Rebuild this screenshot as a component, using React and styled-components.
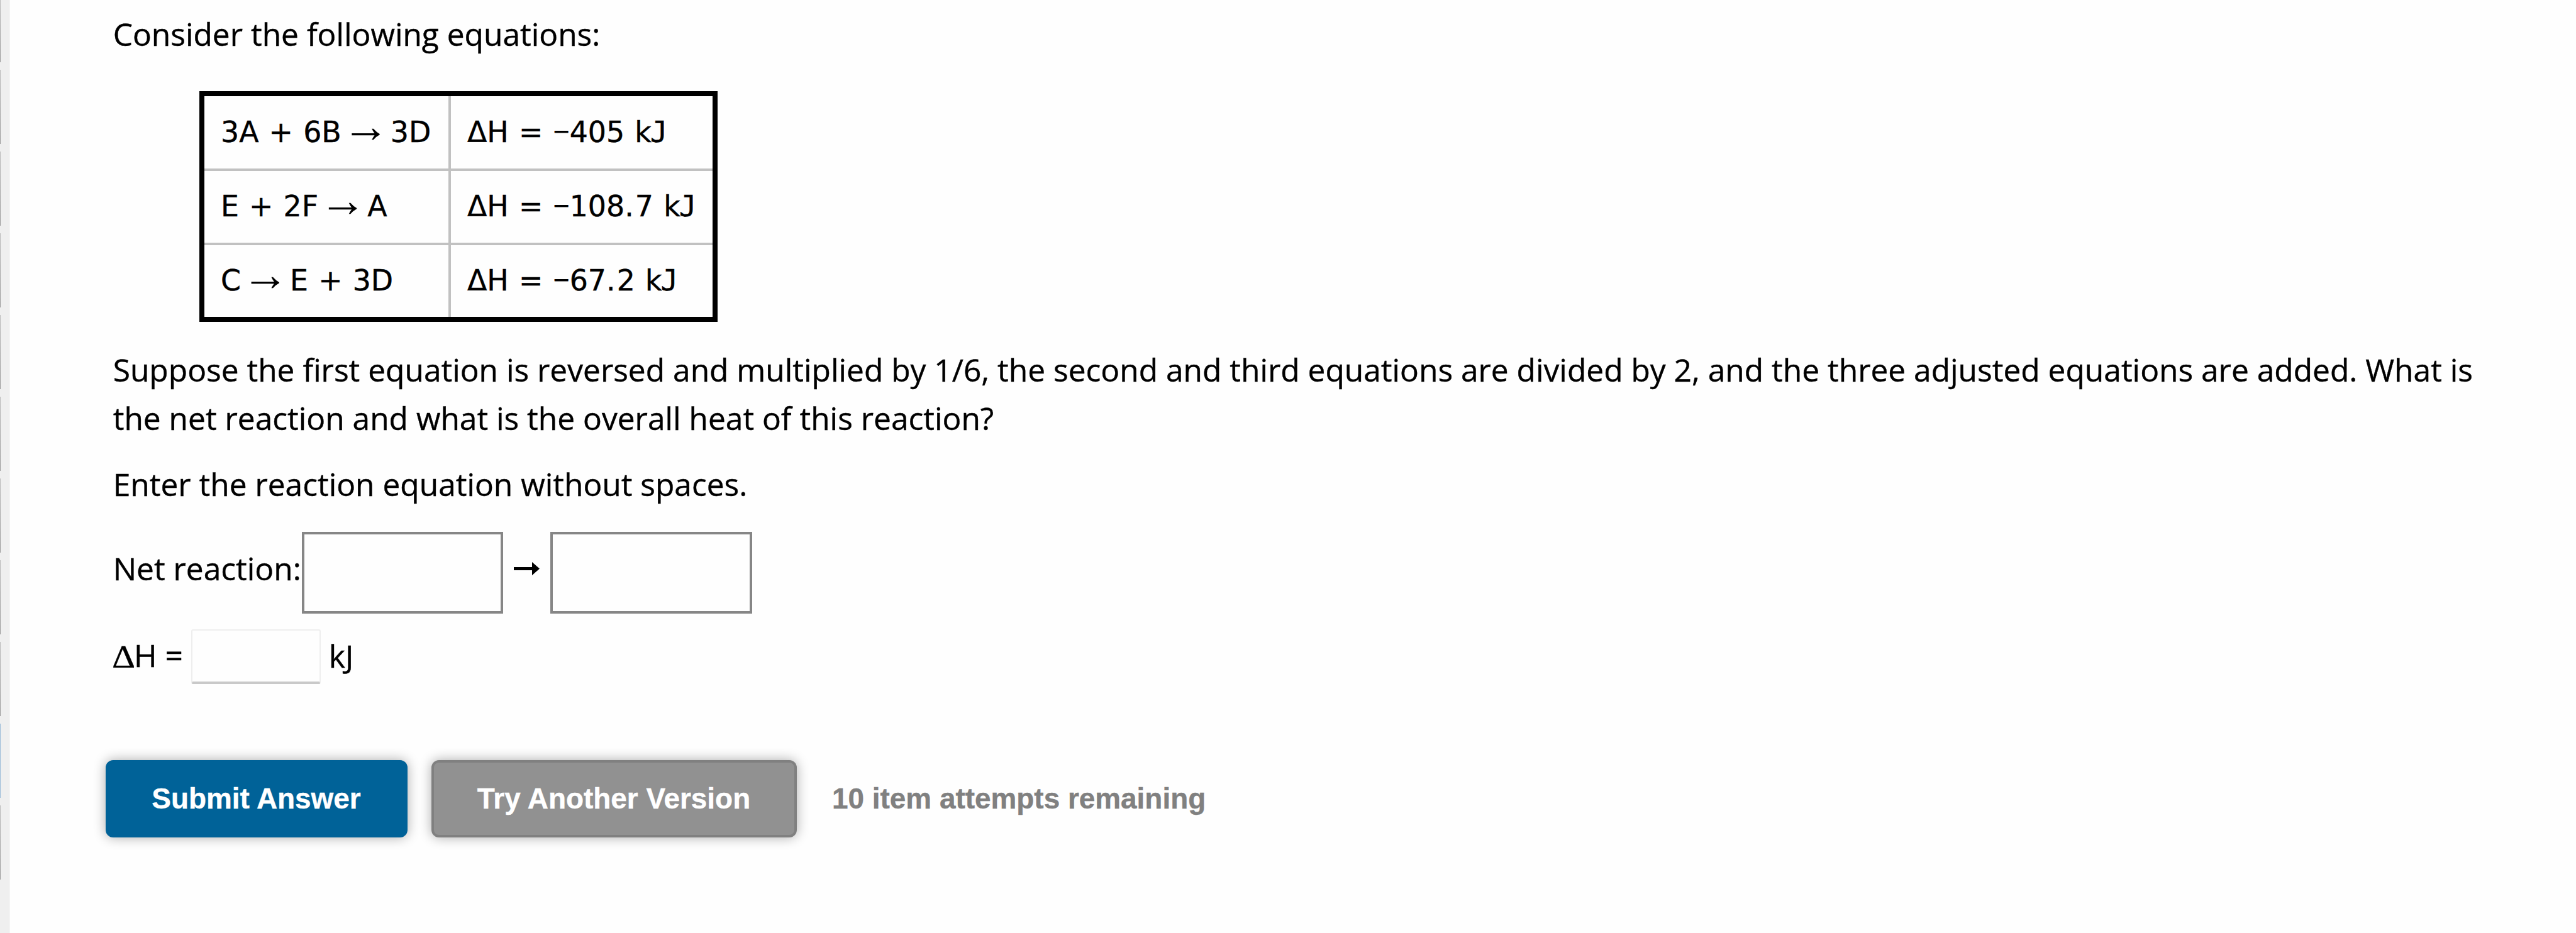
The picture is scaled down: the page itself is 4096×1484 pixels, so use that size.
import styled, { createGlobalStyle } from "styled-components";

const GlobalStyle = createGlobalStyle`
  * {
    box-sizing: border-box;
  }

  body {
    margin: 0;
    background: #fefefe;
  }
`;

const Page = styled.div`
  display: flex;
  height: 1484px;
  overflow: hidden;
  color: #000;
  font-family: "Open Sans", "Noto Sans", sans-serif;
  font-size: 49.66px;
  line-height: 76.4px;
  -webkit-text-stroke: 0.4px;
`;

// strip on the left with the edges of the question tabs
const Rail = styled.div`
  width: 16px;
  flex-shrink: 0;
  background: #efefef;
  border-right: 1px solid #f5f5f5;
  display: flex;
  flex-direction: column;
  gap: 12px;
`;

const Tab = styled.div`
  width: 1px;
  height: ${(p) => (p.$first ? 99 : 118)}px;
  background: ${(p) =>
    p.$active ? "#9bbcd9" : "linear-gradient(#bdbdbd, #9a9a9a)"};
`;

const Content = styled.main`
  flex: 1;
  padding: 15.6px 0 0 163.7px;
`;

const Text = styled.p`
  margin: 0;
  white-space: nowrap;
  padding-top: ${(p) => p.$top || 0}px;
`;

const EquationTable = styled.div`
  display: grid;
  grid-template-columns: 388px 416px;
  grid-template-rows: 115px 114px 114px;
  gap: 4px;
  width: 824px;
  margin: 53px 0 0 137.3px;
  border: 8px solid #000;
  background: #c1c1c1;
`;

const Cell = styled.div`
  background: #fefefe;
  padding: 0 0 2px 26px;
  display: flex;
  align-items: center;
  white-space: pre;
  font-family: "DejaVu Sans", sans-serif;
  font-size: 45.84px;
  line-height: 54px;
  word-spacing: 0.034em;
`;

const LongArrow = styled.span`
  display: inline-flex;
  justify-content: center;
  width: 45.84px;
  height: 54px;
  vertical-align: bottom;
  font-family: "Liberation Sans", sans-serif;
  font-size: 75px;
  line-height: 34px;
  -webkit-text-stroke: 0;
`;

const Minus = styled.span`
  font-family: "Open Sans", sans-serif;
  line-height: 1px;
`;

const Jay = styled.span`
  font-family: "DejaVu Sans Mono", monospace;
  margin-left: -2px;
`;

const Dot = styled.span`
  letter-spacing: 0.046em;
`;

const Row = styled.div`
  display: flex;
  align-items: center;
  height: ${(p) => p.$height}px;
  margin-top: ${(p) => p.$top}px;
  white-space: pre;
`;

const Label = styled.span`
  padding-bottom: ${(p) => p.$raise}px;
  margin-right: ${(p) => p.$right || 0}px;
`;

const ReactionInput = styled.input`
  width: ${(p) => p.$width}px;
  height: 130px;
  border: 4px solid #868686;
  background: #fefefe;
  padding: 0;
  margin: 0;
  outline: none;
`;

const YieldsArrow = styled.svg`
  width: 41px;
  height: 21px;
  margin: 0 17px 13px;
`;

const HeatInput = styled.input`
  width: 206px;
  height: 87px;
  border: 2px solid #eee;
  border-bottom: 4px solid #c9c9c9;
  border-radius: 3px;
  background: #fefefe;
  padding: 0;
  margin: 0;
  outline: none;
`;

// a wider, contrasted delta than the body font has
const Delta = styled.span`
  display: inline-flex;
  justify-content: center;
  width: 33.4px;
  font-family: "Liberation Serif", serif;
  font-size: 50.5px;
  transform: scaleX(1.13);
`;

const Buttons = styled.div`
  display: flex;
  align-items: center;
  margin: 121px 0 0 -11.7px;
  font-family: "Liberation Sans", Arial, sans-serif;
  font-size: 45.9px;
  font-weight: bold;
`;

const Button = styled.button`
  width: ${(p) => p.$width}px;
  height: 123px;
  margin: 0 ${(p) => p.$right}px 0 0;
  padding: 0 1px 2px 0;
  border: 4px solid ${(p) => (p.$primary ? "#006298" : "#808080")};
  border-radius: 12px;
  background: ${(p) => (p.$primary ? "#006298" : "#919191")};
  box-shadow: 0 0 19px rgba(0, 0, 0, 0.33);
  color: #fff;
  font: inherit;
  line-height: 52px;
`;

const Attempts = styled.span`
  color: #808080;
  padding-bottom: 2px;
`;

const equations = [
  ["3A + 6B → 3D", "ΔH = −405 kJ"],
  ["E + 2F → A", "ΔH = −108.7 kJ"],
  ["C → E + 3D", "ΔH = −67.2 kJ"],
];

const tabs = Array.from({ length: 11 }, (_, i) => i);

const glyphs = { "→": LongArrow, "−": Minus, J: Jay, ".": Dot };

function Formula({ text }) {
  return (
    <span>
      {text.split(/([→−J.])/).map((part, i) => {
        const Glyph = glyphs[part];
        return Glyph ? <Glyph key={i}>{part}</Glyph> : part;
      })}
    </span>
  );
}

export default function App() {
  return (
    <Page>
      <GlobalStyle />
      <Rail>
        {tabs.map((i) => (
          <Tab key={i} $first={i === 0} $active={i === 9} />
        ))}
      </Rail>
      <Content>
        <Text>Consider the following equations:</Text>
        <EquationTable>
          {equations.flat().map((text) => (
            <Cell key={text}>
              <Formula text={text} />
            </Cell>
          ))}
        </EquationTable>
        <Text $top={38.4}>
          Suppose the first equation is reversed and multiplied by 1/6, the
          second and third equations are divided by 2, and the three adjusted
          equations are added. What is
          <br />
          the net reaction and what is the overall heat of this reaction?
        </Text>
        <Text $top={28.6}>Enter the reaction equation without spaces.</Text>
        <Row $top={38.1} $height={130}>
          <Label $raise={15} $right={1.3}>
            Net reaction:
          </Label>
          <ReactionInput $width={320} />
          <YieldsArrow viewBox="0 0 41 21">
            <path d="M0 8h29V0l12 10.5L29 21v-8H0z" />
          </YieldsArrow>
          <ReactionInput $width={321} />
        </Row>
        <Row $top={25} $height={87}>
          <Label $raise={3}>
            <Delta>Δ</Delta>H ={" "}
          </Label>
          <HeatInput />
          <Label $raise={3}> kJ</Label>
        </Row>
        <Buttons>
          <Button $primary $width={480} $right={38}>
            Submit Answer
          </Button>
          <Button $width={581} $right={56}>
            Try Another Version
          </Button>
          <Attempts>10 item attempts remaining</Attempts>
        </Buttons>
      </Content>
    </Page>
  );
}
+++++
Reproduce the data word for word, excluding its pictures.

Rebuild this screenshot as a component, using React and styled-components.
The picture is scaled down: the page itself is 4096×1484 pixels, so use that size.
import styled, { createGlobalStyle } from "styled-components";

const GlobalStyle = createGlobalStyle`
  * {
    box-sizing: border-box;
  }

  body {
    margin: 0;
    background: #fefefe;
  }
`;

const Page = styled.div`
  display: flex;
  height: 1484px;
  overflow: hidden;
  color: #000;
  font-family: "Open Sans", "Noto Sans", sans-serif;
  font-size: 49.66px;
  line-height: 76.4px;
  -webkit-text-stroke: 0.4px;
`;

// strip on the left with the edges of the question tabs
const Rail = styled.div`
  width: 16px;
  flex-shrink: 0;
  background: #efefef;
  border-right: 1px solid #f5f5f5;
  display: flex;
  flex-direction: column;
  gap: 12px;
`;

const Tab = styled.div`
  width: 1px;
  height: ${(p) => (p.$first ? 99 : 118)}px;
  background: ${(p) =>
    p.$active ? "#9bbcd9" : "linear-gradient(#bdbdbd, #9a9a9a)"};
`;

const Content = styled.main`
  flex: 1;
  padding: 15.6px 0 0 163.7px;
`;

const Text = styled.p`
  margin: 0;
  white-space: nowrap;
  padding-top: ${(p) => p.$top || 0}px;
`;

const EquationTable = styled.div`
  display: grid;
  grid-template-columns: 388px 416px;
  grid-template-rows: 115px 114px 114px;
  gap: 4px;
  width: 824px;
  margin: 53px 0 0 137.3px;
  border: 8px solid #000;
  background: #c1c1c1;
`;

const Cell = styled.div`
  background: #fefefe;
  padding: 0 0 2px 26px;
  display: flex;
  align-items: center;
  white-space: pre;
  font-family: "DejaVu Sans", sans-serif;
  font-size: 45.84px;
  line-height: 54px;
  word-spacing: 0.034em;
`;

const LongArrow = styled.span`
  display: inline-flex;
  justify-content: center;
  width: 45.84px;
  height: 54px;
  vertical-align: bottom;
  font-family: "Liberation Sans", sans-serif;
  font-size: 75px;
  line-height: 34px;
  -webkit-text-stroke: 0;
`;

const Minus = styled.span`
  font-family: "Open Sans", sans-serif;
  line-height: 1px;
`;

const Jay = styled.span`
  font-family: "DejaVu Sans Mono", monospace;
  margin-left: -2px;
`;

const Dot = styled.span`
  letter-spacing: 0.046em;
`;

const Row = styled.div`
  display: flex;
  align-items: center;
  height: ${(p) => p.$height}px;
  margin-top: ${(p) => p.$top}px;
  white-space: pre;
`;

const Label = styled.span`
  padding-bottom: ${(p) => p.$raise}px;
  margin-right: ${(p) => p.$right || 0}px;
`;

const ReactionInput = styled.input`
  width: ${(p) => p.$width}px;
  height: 130px;
  border: 4px solid #868686;
  background: #fefefe;
  padding: 0;
  margin: 0;
  outline: none;
`;

const YieldsArrow = styled.svg`
  width: 41px;
  height: 21px;
  margin: 0 17px 13px;
`;

const HeatInput = styled.input`
  width: 206px;
  height: 87px;
  border: 2px solid #eee;
  border-bottom: 4px solid #c9c9c9;
  border-radius: 3px;
  background: #fefefe;
  padding: 0;
  margin: 0;
  outline: none;
`;

// a wider, contrasted delta than the body font has
const Delta = styled.span`
  display: inline-flex;
  justify-content: center;
  width: 33.4px;
  font-family: "Liberation Serif", serif;
  font-size: 50.5px;
  transform: scaleX(1.13);
`;

const Buttons = styled.div`
  display: flex;
  align-items: center;
  margin: 121px 0 0 -11.7px;
  font-family: "Liberation Sans", Arial, sans-serif;
  font-size: 45.9px;
  font-weight: bold;
`;

const Button = styled.button`
  width: ${(p) => p.$width}px;
  height: 123px;
  margin: 0 ${(p) => p.$right}px 0 0;
  padding: 0 1px 2px 0;
  border: 4px solid ${(p) => (p.$primary ? "#006298" : "#808080")};
  border-radius: 12px;
  background: ${(p) => (p.$primary ? "#006298" : "#919191")};
  box-shadow: 0 0 19px rgba(0, 0, 0, 0.33);
  color: #fff;
  font: inherit;
  line-height: 52px;
`;

const Attempts = styled.span`
  color: #808080;
  padding-bottom: 2px;
`;

const equations = [
  ["3A + 6B → 3D", "ΔH = −405 kJ"],
  ["E + 2F → A", "ΔH = −108.7 kJ"],
  ["C → E + 3D", "ΔH = −67.2 kJ"],
];

const tabs = Array.from({ length: 11 }, (_, i) => i);

const glyphs = { "→": LongArrow, "−": Minus, J: Jay, ".": Dot };

function Formula({ text }) {
  return (
    <span>
      {text.split(/([→−J.])/).map((part, i) => {
        const Glyph = glyphs[part];
        return Glyph ? <Glyph key={i}>{part}</Glyph> : part;
      })}
    </span>
  );
}

export default function App() {
  return (
    <Page>
      <GlobalStyle />
      <Rail>
        {tabs.map((i) => (
          <Tab key={i} $first={i === 0} $active={i === 9} />
        ))}
      </Rail>
      <Content>
        <Text>Consider the following equations:</Text>
        <EquationTable>
          {equations.flat().map((text) => (
            <Cell key={text}>
              <Formula text={text} />
            </Cell>
          ))}
        </EquationTable>
        <Text $top={38.4}>
          Suppose the first equation is reversed and multiplied by 1/6, the
          second and third equations are divided by 2, and the three adjusted
          equations are added. What is
          <br />
          the net reaction and what is the overall heat of this reaction?
        </Text>
        <Text $top={28.6}>Enter the reaction equation without spaces.</Text>
        <Row $top={38.1} $height={130}>
          <Label $raise={15} $right={1.3}>
            Net reaction:
          </Label>
          <ReactionInput $width={320} />
          <YieldsArrow viewBox="0 0 41 21">
            <path d="M0 8h29V0l12 10.5L29 21v-8H0z" />
          </YieldsArrow>
          <ReactionInput $width={321} />
        </Row>
        <Row $top={25} $height={87}>
          <Label $raise={3}>
            <Delta>Δ</Delta>H ={" "}
          </Label>
          <HeatInput />
          <Label $raise={3}> kJ</Label>
        </Row>
        <Buttons>
          <Button $primary $width={480} $right={38}>
            Submit Answer
          </Button>
          <Button $width={581} $right={56}>
            Try Another Version
          </Button>
          <Attempts>10 item attempts remaining</Attempts>
        </Buttons>
      </Content>
    </Page>
  );
}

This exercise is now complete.